III. Concentration Dependence

The concentration of electroactive species present in a solution also plays a major role in determining the response observed in a voltammetric experiment.

Solutions Needed: Solutions of 1, 2, 5, and 10 mM Potassium Ferricyanide (K₃Fe(CN)₆) in 0.10 M Potassium Chloride. These can be prepared by first making the 10 mM solution and diluting aliquots of this solution with 0.10 M KCl to make the appropriate concentrations. You will also need to bring your instructor your 10 mM ferricyanide solution, your 0.1 M KCl solution, and a clean 25 mL flask to be used for an unknown. 

1. Polish a BAS gold electrode as described in step 7 of the Electrode Pretreatmenttask.
2. Immerse the working, reference, and auxiliary electrodes in a small vial and add a few mL of your ferricyanide solution.
3. Connect the leads of the BAS 100 as follows: BLACK to Working Electrode, RED to Auxiliary Electrode (platinum wire) and WHITE to Reference Electrode (silver/silver chloride)
4. Prepare to perform a cyclic voltammetry experiment using the following conditions:
    

   Initial E	800 mV	Initial Direction	Negative
   High E	800 mV	Number of Segments	2
   Low E	-100 mV	Sensitivity	10 uA/v
   Scan Rate	100 mV/s

    

5. Run series CV for each of the four concentrations you prepared, as well as your unknown.

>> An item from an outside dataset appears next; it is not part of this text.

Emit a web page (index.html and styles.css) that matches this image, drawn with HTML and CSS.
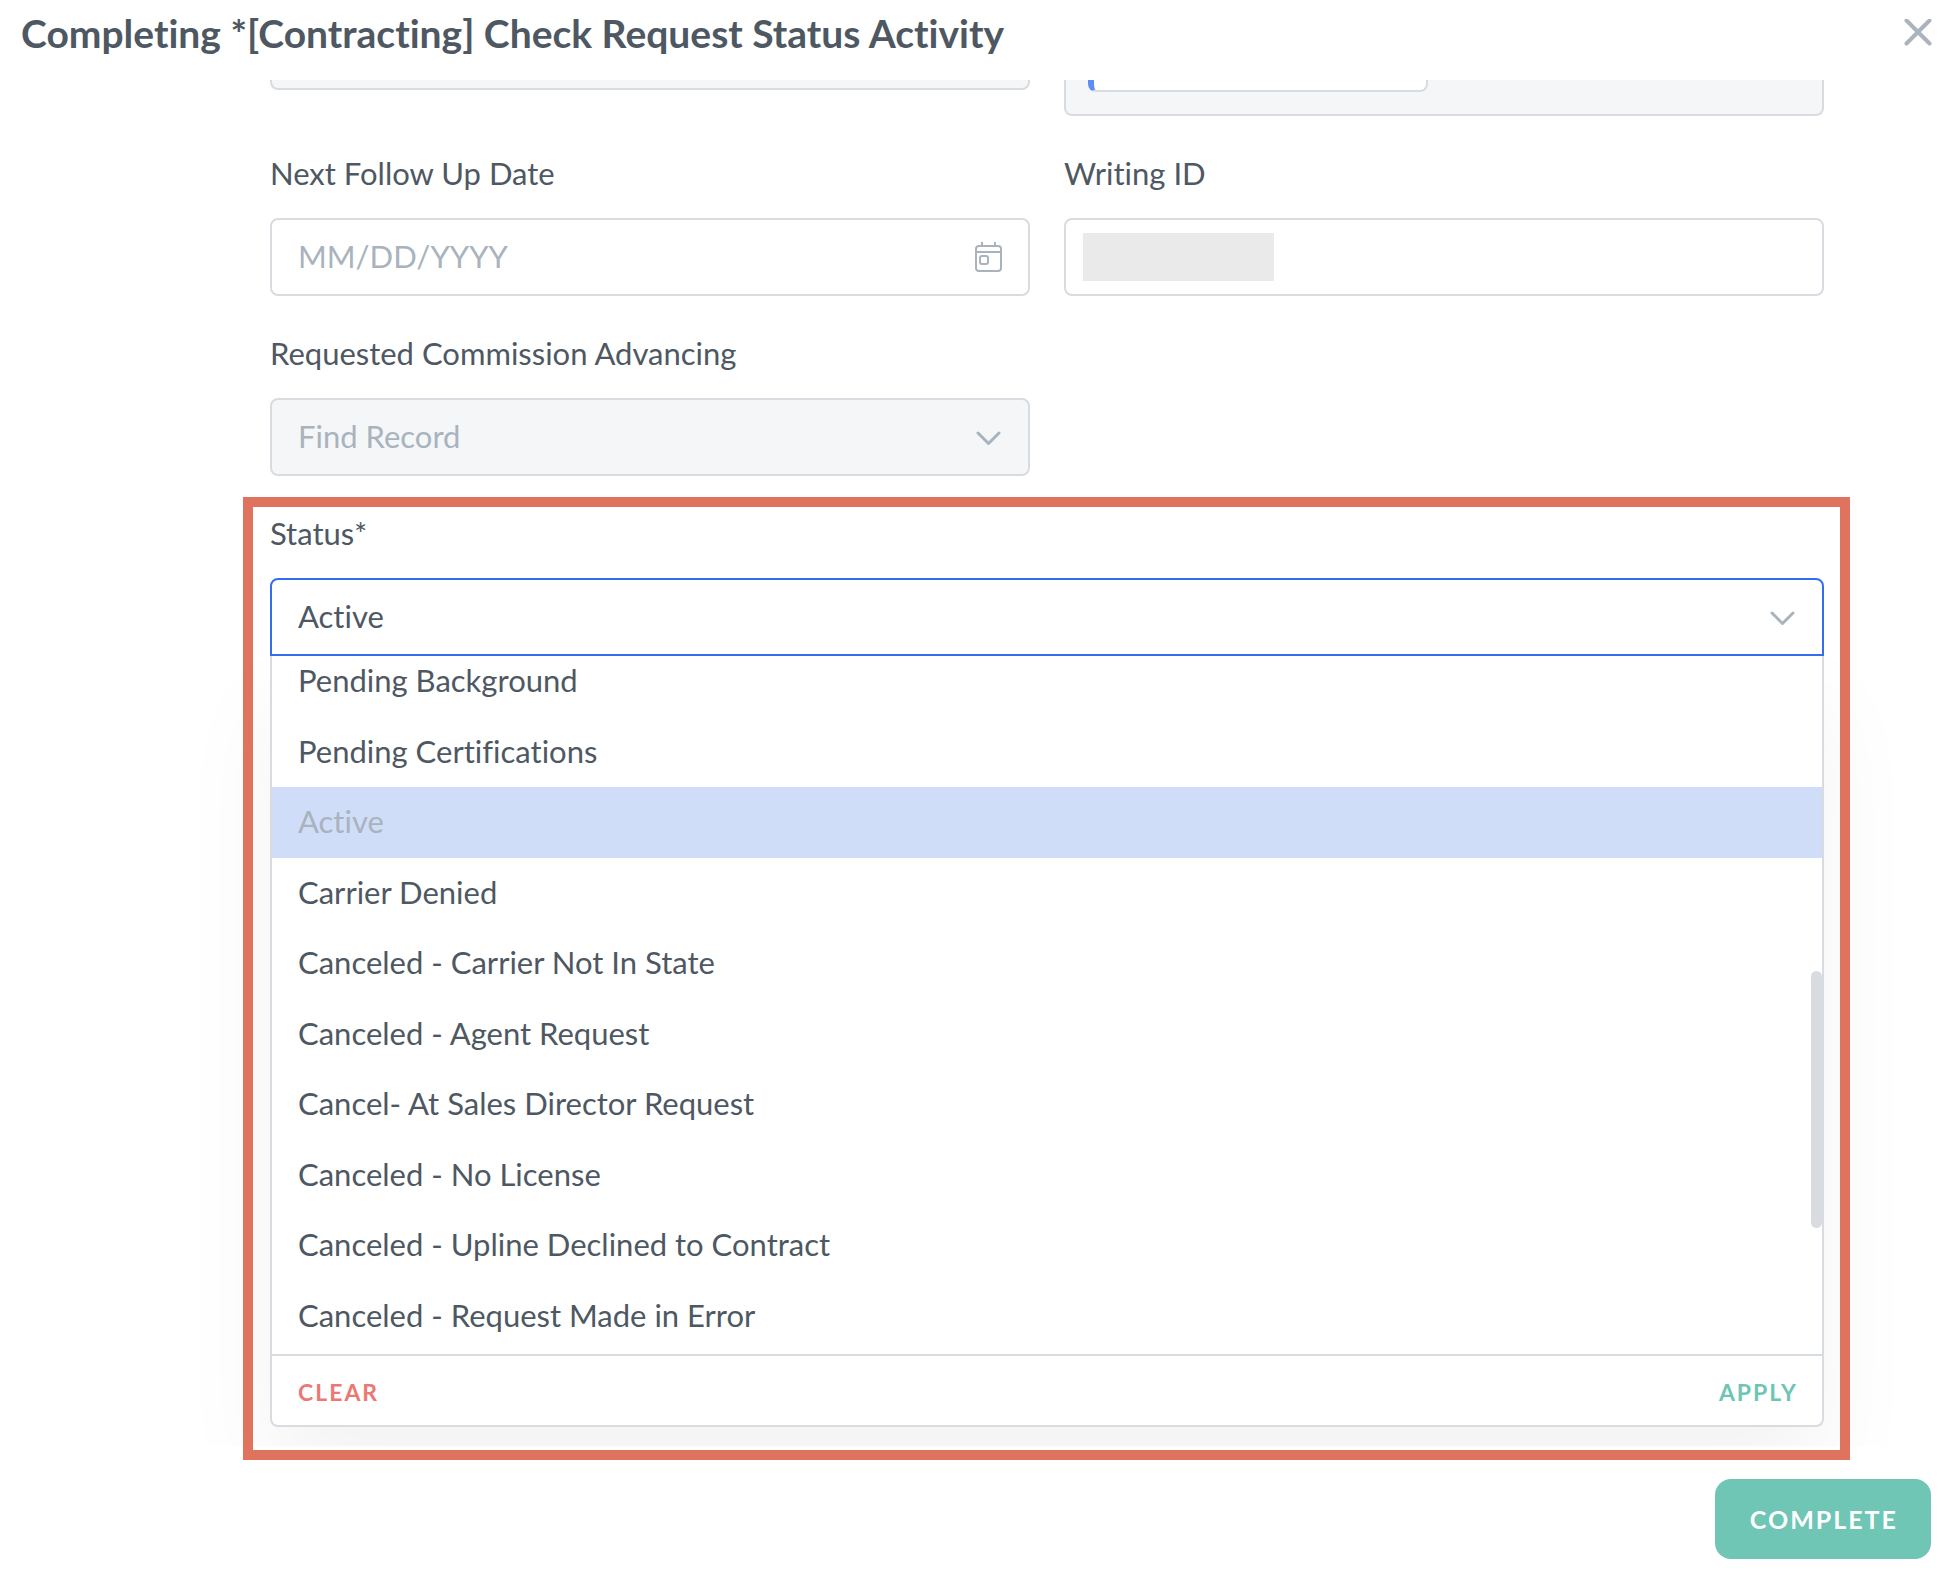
FILE: index.html
```html
<!DOCTYPE html>
<html lang="en">
<head>
    <meta charset="UTF-8">
    <meta name="viewport" content="width=device-width, initial-scale=1.0">
    <title>Complete Activity</title>
    <link rel="stylesheet" href="styles.css">
</head>
<body>
    <div class="header">
        <h1 class="title">Completing *[Contracting] Check Request Status Activity</h1>
        <button class="close" type="button">
            <svg width="28" height="28" viewBox="0 0 28 28"><path d="M2.500 1.500L25.500 24.500M25.500 1.500L2.500 24.500"/></svg>
        </button>
    </div>

    <form class="form">
        <!-- bottom edge of the fields scrolled under the header -->
        <div class="row row-scrolled">
            <div class="field-end"></div>
            <div class="field-end tall">
                <div class="record-card"></div>
            </div>
        </div>

        <div class="row">
            <div class="input-group">
                <label for="followUp">Next Follow Up Date</label>
                <div class="control">
                    <input type="text" id="followUp" placeholder="MM/DD/YYYY">
                    <svg class="icon" width="28" height="32" viewBox="0 0 28 32">
                        <rect x="1" y="5" width="25" height="25" rx="3"/>
                        <path d="M1 11H26M7 1V5M20 1V5"/>
                        <rect x="5" y="15" width="8" height="8" rx="2"/>
                    </svg>
                </div>
            </div>
            <div class="input-group">
                <label for="writingId">Writing ID</label>
                <div class="control">
                    <input type="text" id="writingId">
                    <span class="redacted"></span>
                </div>
            </div>
        </div>

        <div class="row">
            <div class="input-group">
                <label for="commission">Requested Commission Advancing</label>
                <div class="control">
                    <select id="commission" disabled>
                        <option>Find Record</option>
                    </select>
                    <svg class="icon" width="28" height="16" viewBox="0 0 28 16"><path class="chevron" d="M3 4L13.500 14.500L24 4"/></svg>
                </div>
            </div>
        </div>

        <div class="input-group status-group">
            <label for="status">Status*</label>
            <div class="control open">
                <select id="status">
                    <option selected>Active</option>
                </select>
                <svg class="icon" width="28" height="16" viewBox="0 0 28 16"><path class="chevron" d="M3 4L13.500 14.500L24 4"/></svg>
            </div>
            <div class="menu">
                <div class="menu-scroll">
                    <ul class="menu-list" role="listbox">
                        <li role="option">Pending Background</li>
                        <li role="option">Pending Certifications</li>
                        <li role="option" class="selected" aria-selected="true">Active</li>
                        <li role="option">Carrier Denied</li>
                        <li role="option">Canceled - Carrier Not In State</li>
                        <li role="option">Canceled - Agent Request</li>
                        <li role="option">Cancel- At Sales Director Request</li>
                        <li role="option">Canceled - No License</li>
                        <li role="option">Canceled - Upline Declined to Contract</li>
                        <li role="option">Canceled - Request Made in Error</li>
                    </ul>
                    <span class="scroll-thumb"></span>
                </div>
                <div class="menu-footer">
                    <button type="button" class="link-button clear">CLEAR</button>
                    <button type="button" class="link-button apply">APPLY</button>
                </div>
            </div>
        </div>
    </form>

    <div class="footer">
        <button type="button" class="button">COMPLETE</button>
    </div>
</body>
</html>
```

FILE: styles.css
```css
* {
    box-sizing: border-box;
}

body {
    margin: 0;
    background: #fff;
    color: #4e5863;
    font-family: Lato, 'Open Sans', sans-serif;
    font-size: 31px;
    line-height: 36px;
    font-variant-ligatures: none;
}

button, input, select {
    font: inherit;
    color: inherit;
}

button {
    border: none;
    background: none;
    padding: 0;
    cursor: pointer;
}

.header {
    display: flex;
    justify-content: space-between;
    align-items: center;
    height: 80px;
    padding: 0 16px 14px 21px;
}

.title {
    margin: 0;
    font-size: 39px;
    line-height: 48px;
    font-weight: 700;
}

.close {
    display: flex;
}

.close svg {
    fill: none;
    stroke: #aab3be;
    stroke-width: 4;
    stroke-linecap: round;
}

.form {
    padding: 0 124px 0 270px;
}

.row {
    display: grid;
    grid-template-columns: 1fr 1fr;
    column-gap: 34px;
    margin-bottom: 39px;
}

.row-scrolled {
    align-items: start;
}

.field-end {
    height: 10px;
    border: 2px solid #d8dce1;
    border-top: none;
    border-radius: 0 0 8px 8px;
    background: #f4f6f8;
}

.field-end.tall {
    height: 36px;
    padding-left: 22px;
}

.record-card {
    width: 340px;
    height: 12px;
    background: #fff;
    border: 2px solid #d8dce1;
    border-top: none;
    border-left: 6px solid #5c8df6;
    border-radius: 0 0 8px 8px;
}

.input-group label {
    display: block;
    margin-bottom: 27px;
}

.control {
    display: grid;
    align-items: center;
}

.control > * {
    grid-area: 1 / 1;
}

.control input, .control select {
    width: 100%;
    height: 78px;
    padding: 0 26px 3px 26px;
    border: 2px solid #d8dce1;
    border-radius: 8px;
    background: #fff;
    outline: none;
    appearance: none;
}

.control input::placeholder {
    color: #a9b3be;
    opacity: 1;
}

.control select:disabled {
    background: #f4f6f8;
    color: #a9b3be;
    opacity: 1;
}

.control.open select {
    border-color: #366df0;
    border-radius: 8px 8px 0 0;
}

.icon {
    justify-self: end;
    margin-right: 27px;
    pointer-events: none;
    fill: none;
    stroke: #a9b3be;
    stroke-width: 2;
}

.icon .chevron {
    stroke-width: 3;
    stroke-linecap: round;
    stroke-linejoin: round;
}

.redacted {
    width: 191px;
    height: 48px;
    margin-left: 19px;
    background: #eaeaea;
}

/* frame drawn around the status field */
.status-group {
    position: relative;
}

.status-group::after {
    content: "";
    position: absolute;
    inset: -18px -26px -33px -27px;
    border: 10px solid #e0735e;
    pointer-events: none;
}

.menu {
    background: #fff;
    border: 2px solid #d8dce1;
    border-top: none;
    border-radius: 0 0 8px 8px;
    box-shadow: 0 50px 100px rgba(0, 0, 0, 0.05);
    clip-path: inset(0 -100px -19px -100px);
}

.menu-scroll {
    position: relative;
    display: flex;
    flex-direction: column;
    justify-content: flex-end;
    height: 698px;
    padding-bottom: 3px;
    overflow: hidden;
}

.menu-list {
    display: grid;
    grid-template-rows: repeat(10, 1fr);
    flex: none;
    height: 705px;
    margin: 0;
    padding: 0;
    list-style: none;
}

.menu-list li {
    display: flex;
    align-items: center;
    padding: 0 26px 2px 26px;
}

.menu-list .selected {
    background: #d0ddf8;
    color: #a9b3be;
}

.scroll-thumb {
    position: absolute;
    top: 315px;
    right: 0;
    width: 11px;
    height: 257px;
    border-radius: 6px;
    background: #d8dce1;
}

.menu-footer {
    display: flex;
    justify-content: space-between;
    align-items: center;
    height: 71px;
    padding: 2px 24px 0 26px;
    border-top: 2px solid #d8dce1;
}

.link-button {
    font-size: 23px;
    font-weight: 700;
    letter-spacing: 2px;
}

.clear {
    color: #ec7873;
}

.apply {
    color: #6ec5b4;
}

.footer {
    display: flex;
    justify-content: flex-end;
    padding: 52px 17px 17px;
}

.button {
    height: 80px;
    padding: 0 33px 0 35px;
    border-radius: 16px;
    background: #6fc6b5;
    color: #fff;
    font-size: 25px;
    font-weight: 700;
    letter-spacing: 2px;
}
```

Save each CV using the File – Save command.
6. Determine the peak potential and peak current for each peak on each CV by clicking on Analysis -Results Graph or by pressing F6. Do you observe any trends in the data? Plot anodic and cathodic peak current as a function of concentration. Is the response what you would expect? Based on your results, determine the ferricyanide concentration in your unknown.

Based on your observation in the above experiments; is the ferri/ferrocyanide couple electrochemically reversible? Chemically reversible? Are we operating under diffusion controlled conditions?